» **Requirement**:
Copy, in full, each line of the material that holds the word "components".

» **Data block**:
* START *

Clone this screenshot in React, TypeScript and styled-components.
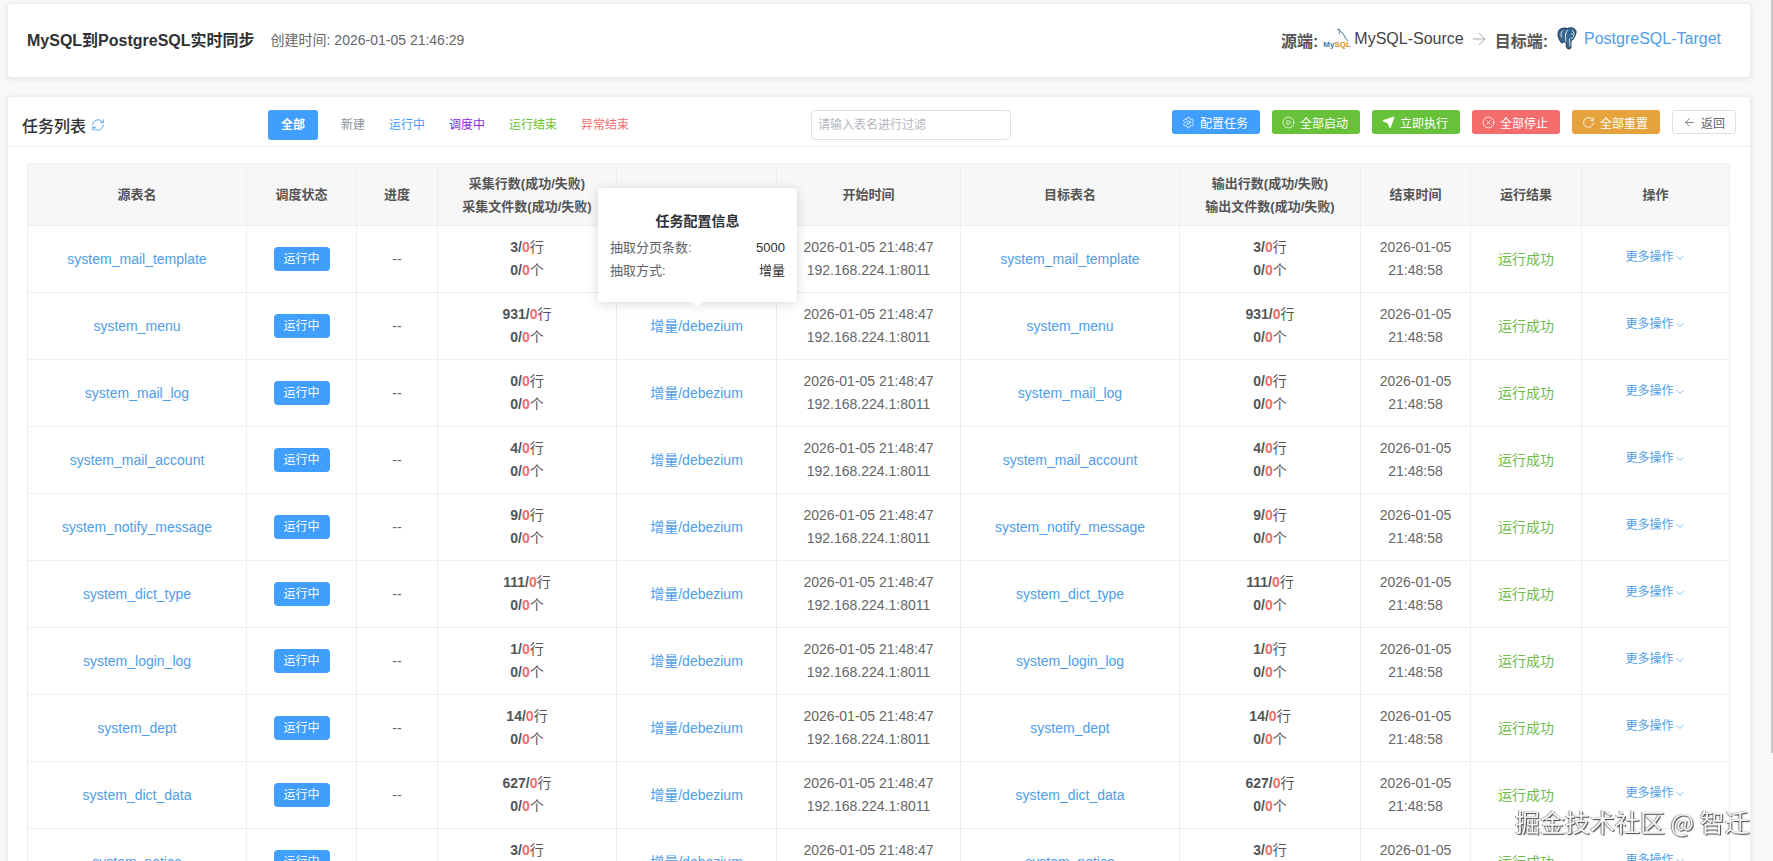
import React from "react";
import styled, { createGlobalStyle } from "styled-components";
import { Settings, CirclePlay, Send, CircleX, RotateCw, ArrowLeft, RefreshCw, ChevronDown, ArrowRight } from "lucide-react";

const Global = createGlobalStyle`
  html, body { margin: 0; height: 100%; overflow: hidden; background: #f8f8f8; }
  body { font-family: "Liberation Sans", "Noto Sans CJK SC", sans-serif; font-size: 14px; color: #606266; }
`;

const Page = styled.div`
  height: 861px; overflow: hidden; padding: 3px 22px 0 7px; display: flex; flex-direction: column; gap: 18px; box-sizing: border-box;
`;
const Card = styled.section`
  background: #fff; border: 1px solid #ebeef5; border-radius: 4px; box-shadow: 0 1px 5px rgba(0,0,0,.09); flex: none;
`;
const TopBar = styled(Card)`
  height: 75px; box-sizing: border-box; display: flex; align-items: center; justify-content: space-between; padding: 0 29px 4px 19px;
`;
const TitleGroup = styled.div`display: flex; align-items: center; gap: 16px;`;
const JobTitle = styled.h1`margin: 0; font-size: 16px; font-weight: 700; color: #303133;`;
const Created = styled.span`font-size: 14px; color: #666;`;
const Endpoints = styled.div`display: flex; align-items: center; color: #303133; font-size: 16px;`;
const EndLabel = styled.span`font-weight: 700; color: #555; margin-top: 3px;`;
const EndName = styled.span<{ $link?: boolean }>`color: ${p => (p.$link ? "#4f9de8" : "#444")};`;
const LogoBox = styled.span<{ $gap: number; $after: number }>`display: inline-flex; align-items: center; margin: 0 ${p => p.$after}px 0 ${p => p.$gap}px;`;
const MysqlMark = styled.span`position: relative; display: inline-block; width: 26px; height: 22px;`;
const MysqlWord = styled.span`
  position: absolute; left: 0; bottom: 1px; font-size: 8px; font-weight: 700; line-height: 9px; color: #3d7a9b; white-space: nowrap;
  b { color: #e08a1e; font-weight: 700; }
`;
const MysqlFin = styled.svg`position: absolute; right: 0; top: 0;`;
const ArrowBox = styled.span`display: inline-flex; color: #999; margin: 0 6px 0 5px;`;

const ListCard = styled(Card)`flex: 1 0 auto;`;
const Toolbar = styled.div`
  height: 50px; display: flex; align-items: flex-start; padding: 13px 14px 0 14px; box-sizing: border-box; border-bottom: 1px solid #ebeef5; position: relative;
`;
const ListTitle = styled.h2`margin: 0; width: 246px; display: flex; align-items: center; gap: 5px; font-size: 16px; font-weight: 500; color: #303133; height: 30px;`;
const Filters = styled.nav`display: flex; align-items: center; height: 30px; width: 543px;`;
const Filter = styled.span<{ $color: string; $active?: boolean }>`
  font-size: 12px; line-height: 30px; padding: 0 ${p => (p.$active ? "13px" : "0")}; margin-right: ${p => (p.$active ? "23px" : "24px")};
  color: ${p => (p.$active ? "#fff" : p.$color)}; background: ${p => (p.$active ? "#409eff" : "transparent")}; border-radius: 3px;
  font-weight: ${p => (p.$active ? 700 : 400)};
`;
const Search = styled.input`
  width: 200px; height: 30px; box-sizing: border-box; border: 1px solid #dcdfe6; border-radius: 4px; padding: 0 6px; font-size: 12px; font-family: inherit; flex: none;
  &::placeholder { color: #b4b7bd; }
`;
const Actions = styled.div`margin-left: auto; display: flex; gap: 12px;`;
const ActionButton = styled.button<{ $bg: string }>`
  width: 88px; height: 24px; display: inline-flex; align-items: center; justify-content: center; gap: 5px; padding: 0 2px 0 0; border: 0; border-radius: 3px;
  background: ${p => p.$bg}; color: #fff; font-size: 12px; font-family: inherit;
`;
const BackButton = styled.button`
  width: 64px; height: 24px; display: inline-flex; align-items: center; justify-content: center; gap: 5px; padding: 0; border: 1px solid #dcdfe6; border-radius: 3px;
  background: #fff; color: #606266; font-size: 12px; font-family: inherit;
`;

const TableWrap = styled.div`padding: 16px 20px 0 19px; position: relative;`;
const Table = styled.table`
  width: 1702px; table-layout: fixed; border-collapse: collapse; text-align: center;
  th, td { border: 1px solid #ebeef5; padding: 0; }
`;
const Th = styled.th`background: #f7f7f8; height: 61px; font-size: 13px; font-weight: 700; color: #555; line-height: 23px;`;
const Td = styled.td`height: 66px; line-height: 23px; font-size: 14px; color: #666;`;
const Link = styled.span`color: #4f9de8;`;
const StatusTag = styled.span`
  display: inline-block; width: 56px; height: 24px; line-height: 24px; border-radius: 4px; background: #409eff; color: #fff; font-size: 12px; vertical-align: middle;
`;
const Count = styled.div`font-weight: 700; color: #555; span { color: #f56c6c; } i { font-style: normal; font-weight: 400; }`;
const Success = styled.span`color: #72bb4e;`;
const More = styled.span`color: #4f9de8; font-size: 12px; display: inline-flex; align-items: center; position: relative; top: -2px;`;

const Popover = styled.div`
  position: absolute; left: 590px; top: 41px; width: 199px; height: 114px; box-sizing: border-box; padding: 21px 12px 0; background: #fff; border-radius: 4px;
  box-shadow: 0 2px 12px rgba(0,0,0,.15); font-size: 13px; line-height: 23px; color: #606266;
  &::after { content: ""; position: absolute; left: 93px; bottom: -5px; width: 0; height: 0; border: 6px solid transparent; border-bottom: 0; border-top-color: #fff; }
`;
const PopTitle = styled.div`font-size: 14px; font-weight: 700; color: #303133; text-align: center; line-height: 24px; margin-bottom: 3px;`;
const PopRow = styled.div`display: flex; justify-content: space-between; b { font-weight: 400; color: #303133; }`;

const Watermark = styled.div`
  position: fixed; left: 1515px; top: 806px; font-size: 25px; line-height: 30px; white-space: nowrap; color: #f5f5f5;
  font-family: "Noto Sans CJK SC", sans-serif; text-shadow: 1px 1px 1px #444, -1px 0 1px #888;
`;
const ScrollThumb = styled.div`position: fixed; right: 0; top: 0; width: 2px; height: 753px; background: #c9c9c9;`;

const rows: [string, number][] = [
  ["system_mail_template", 3], ["system_menu", 931], ["system_mail_log", 0], ["system_mail_account", 4], ["system_notify_message", 9],
  ["system_dict_type", 111], ["system_login_log", 1], ["system_dept", 14], ["system_dict_data", 627], ["system_notice", 3],
];
const widths = [219, 110, 81, 179, 160, 184, 219, 181, 110, 111, 148];
const filters: [string, string][] = [["新建", "#909399"], ["运行中", "#409eff"], ["调度中", "#8a2be2"], ["运行结束", "#67c23a"], ["异常结束", "#f56c6c"]];

const Counts = ({ n }: { n: number }) => (
  <>
    <Count>{n}/<span>0</span><i>行</i></Count>
    <Count>0/<span>0</span><i>个</i></Count>
  </>
);

const Elephant = () => (
  <svg width="21" height="23" viewBox="0 0 21 23">
    <path d="M10.500 1.500C7 .5 1.500 1 1 6c-.3 3.500 1.200 7.500 3.200 9.500 1 1 2 .5 2.700-1 .8.8 1.500 1 2.200.8l.1 3.700c.2 2 1.300 3 2.800 3s2.300-1 2-3l-.2-4.500c2-1.300 4.500-5 5.200-8.500.5-3-1.500-4.800-4.600-5.300-1.500-.2-2.900 0-3.900.8z" fill="#336791" stroke="#1f2f44" strokeWidth="0.9" />
    <path d="M6 3.500c-2 1-2.500 4-1.500 7M10.800 3c-2 2-2.700 5-2.200 8 .2 2 .2 3 0 4M15 3.500c2 1 2.500 3 1.500 6-.4 1.500-1.500 2-2.800 1.700M12.500 11.500c0 3 .3 5 .4 8" fill="none" stroke="#e8eef4" strokeWidth="0.9" />
    <circle cx="8.500" cy="7.500" r=".7" fill="#fff" />
    <circle cx="15" cy="7" r=".7" fill="#fff" />
  </svg>
);

export default function App() {
  return (
    <>
      <Global />
      <Page>
        <TopBar>
          <TitleGroup>
            <JobTitle>MySQL到PostgreSQL实时同步</JobTitle>
            <Created>创建时间: 2026-01-05 21:46:29</Created>
          </TitleGroup>
          <Endpoints>
            <EndLabel>源端:</EndLabel>
            <LogoBox $gap={5} $after={5}>
              <MysqlMark>
                <MysqlWord>My<b>SQL</b></MysqlWord>
                <MysqlFin width="14" height="15" viewBox="0 0 14 15">
                  <path d="M2 1c3 1 6 4 8 8 1 2 2 3 3 4M4 1c1 2 1 3 0 5" fill="none" stroke="#3d6f8e" strokeWidth="1" />
                </MysqlFin>
              </MysqlMark>
            </LogoBox>
            <EndName>MySQL-Source</EndName>
            <ArrowBox><ArrowRight size={20} strokeWidth={1} /></ArrowBox>
            <EndLabel>目标端:</EndLabel>
            <LogoBox $gap={9} $after={6}><Elephant /></LogoBox>
            <EndName $link>PostgreSQL-Target</EndName>
          </Endpoints>
        </TopBar>
        <ListCard>
          <Toolbar>
            <ListTitle>任务列表 <RefreshCw size={14} color="#409eff" strokeWidth={1.500} /></ListTitle>
            <Filters>
              <Filter $color="#fff" $active>全部</Filter>
              {filters.map(([t, c]) => <Filter key={t} $color={c}>{t}</Filter>)}
            </Filters>
            <Search placeholder="请输入表名进行过滤" />
            <Actions>
              <ActionButton $bg="#409eff"><Settings size={13} strokeWidth={1.500} />配置任务</ActionButton>
              <ActionButton $bg="#67c23a"><CirclePlay size={13} strokeWidth={1.500} />全部启动</ActionButton>
              <ActionButton $bg="#67c23a"><Send size={13} fill="#fff" strokeWidth={1.500} />立即执行</ActionButton>
              <ActionButton $bg="#f56c6c"><CircleX size={13} strokeWidth={1.500} />全部停止</ActionButton>
              <ActionButton $bg="#e6a23c"><RotateCw size={13} strokeWidth={1.500} />全部重置</ActionButton>
              <BackButton><ArrowLeft size={13} strokeWidth={1.500} />返回</BackButton>
            </Actions>
          </Toolbar>
          <TableWrap>
            <Table>
              <colgroup>{widths.map((w, i) => <col key={i} style={{ width: w }} />)}</colgroup>
              <thead>
                <tr>
                  <Th>源表名</Th><Th>调度状态</Th><Th>进度</Th>
                  <Th>采集行数(成功/失败)<br />采集文件数(成功/失败)</Th>
                  <Th>同步方式</Th><Th>开始时间</Th><Th>目标表名</Th>
                  <Th>输出行数(成功/失败)<br />输出文件数(成功/失败)</Th>
                  <Th>结束时间</Th><Th>运行结果</Th><Th>操作</Th>
                </tr>
              </thead>
              <tbody>
                {rows.map(([name, n]) => (
                  <tr key={name}>
                    <Td><Link>{name}</Link></Td>
                    <Td><StatusTag>运行中</StatusTag></Td>
                    <Td>--</Td>
                    <Td><Counts n={n} /></Td>
                    <Td><Link>增量/debezium</Link></Td>
                    <Td>2026-01-05 21:48:47<br />192.168.224.1:8011</Td>
                    <Td><Link>{name}</Link></Td>
                    <Td><Counts n={n} /></Td>
                    <Td>2026-01-05<br />21:48:58</Td>
                    <Td><Success>运行成功</Success></Td>
                    <Td><More>更多操作<ChevronDown size={12} strokeWidth={1.500} /></More></Td>
                  </tr>
                ))}
              </tbody>
            </Table>
            <Popover>
              <PopTitle>任务配置信息</PopTitle>
              <PopRow><span>抽取分页条数:</span><b>5000</b></PopRow>
              <PopRow><span>抽取方式:</span><b>增量</b></PopRow>
            </Popover>
          </TableWrap>
        </ListCard>
      </Page>
      <ScrollThumb />
      <Watermark>掘金技术社区 @ 智迁</Watermark>
    </>
  );
}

* END *

» **Solved problem**:
Clone this screenshot in React, TypeScript and styled-components.
import styled, { createGlobalStyle } from "styled-components";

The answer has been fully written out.